For the online player that has not played live, there may be little reminder in the first half of the game of the real effects of their clues on people on the street, with the exception of when the player talks back. Even then this response will not necessarily interrupt their engagement with what appears to them as a digital space. Research shows in fact that even where the behaviours of objects in a computer game suddenly change, the majority of players do not even notice: 'once immersion has been achieved coherence is not necessary' (Cheng and Cairns, 2005: 4). Nevertheless, the immersion within this online interaction is not supported by a sense of strong narrative development or realistic graphics. It is not immersion as described by Brown and Cairns but rather engagement, which while holding attention and interest, does not engross or immerse the participant in the digital world through empathy and atmosphere.

The most significant aspect of this engagement is therefore, as suggested, not the online player's lack of awareness of the real around themselves, but through lack of empathy and the habitual engagements of the digital interface, a lack of awareness of the real out on the streets. It is this for the online player that will be interrupted most significantly by the pairing with another player at the end. The naturalising of the power relations between online players and avatar-like street players within the game is undercut by the interruption of the real into it and the transformation of the world the players inhabited exposes levels of distrust and alienation from others generated through the postmodern dispersal of communities.

It is worth noting that the way the players are put in contact is through the exchange of home address, not by e-mail. This is an exchange of real locations which again reinforces the presence in a real place of each of the players. It shifts communications out of the digital.

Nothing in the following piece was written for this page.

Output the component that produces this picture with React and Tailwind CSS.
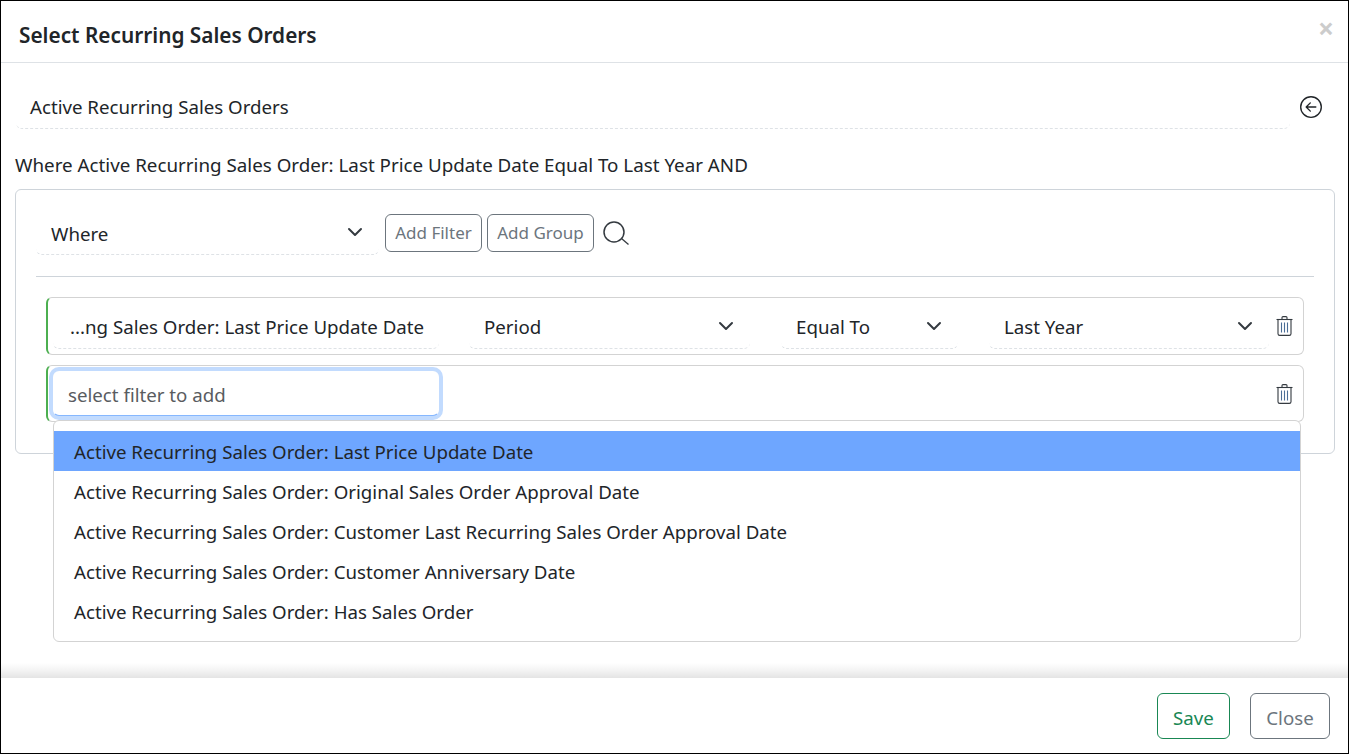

Looking more closely at the experience of the live players, from the beginning, the actions of the live participant are given a quasi-fictional and indeed performative status because of how the piece is framed. Having left all their possessions at the ICA they exist as would an avatar, solely to reach the end of the game. The game style engagement is then reinforced by the hand held global positioning device and the knowledge of the simultaneous virtual play on the internet. It is these elements combined with the participatory engagement with the narrative described in the introduction to this article which make up the fictional or virtual elements of the identity of the participant, who thus begins to objectify the real world as if it is a computer game. They see strangers on the street, for example, as potential allies or enemies, when in fact they're simply tourists, and the streets become unknown because the participant is looking for different kinds of signifiers and is no longer sure for what or whose purpose they are moving in a particular direction. These signifiers are of the spy film or the computer game and therefore also generate a sense of the acting subject as an object to be looked at, and draw attention to the subject's fictionality. The live participants are watched by others but also watched by themselves as they move through the gameand thus become both performer and spectator. There is a sense of theatricality here in the reflexivity of their performance.

David Saltz in an article on participatory interaction with computers distinguishes performance as requiring the perception of the event on the audience's part "as an aesthetic object in its own right." (Saltz, 1997: 119) He questions, "In participatory interactions, do the interactors perceive their own actions to be aesthetically significant? Does the audience actually become part of the work of art?" (Saltz, 1997: 120) This suggests that the self reflexivity described above is a feature of the experience that separates it from the immersive quality of the game. It allows resistance.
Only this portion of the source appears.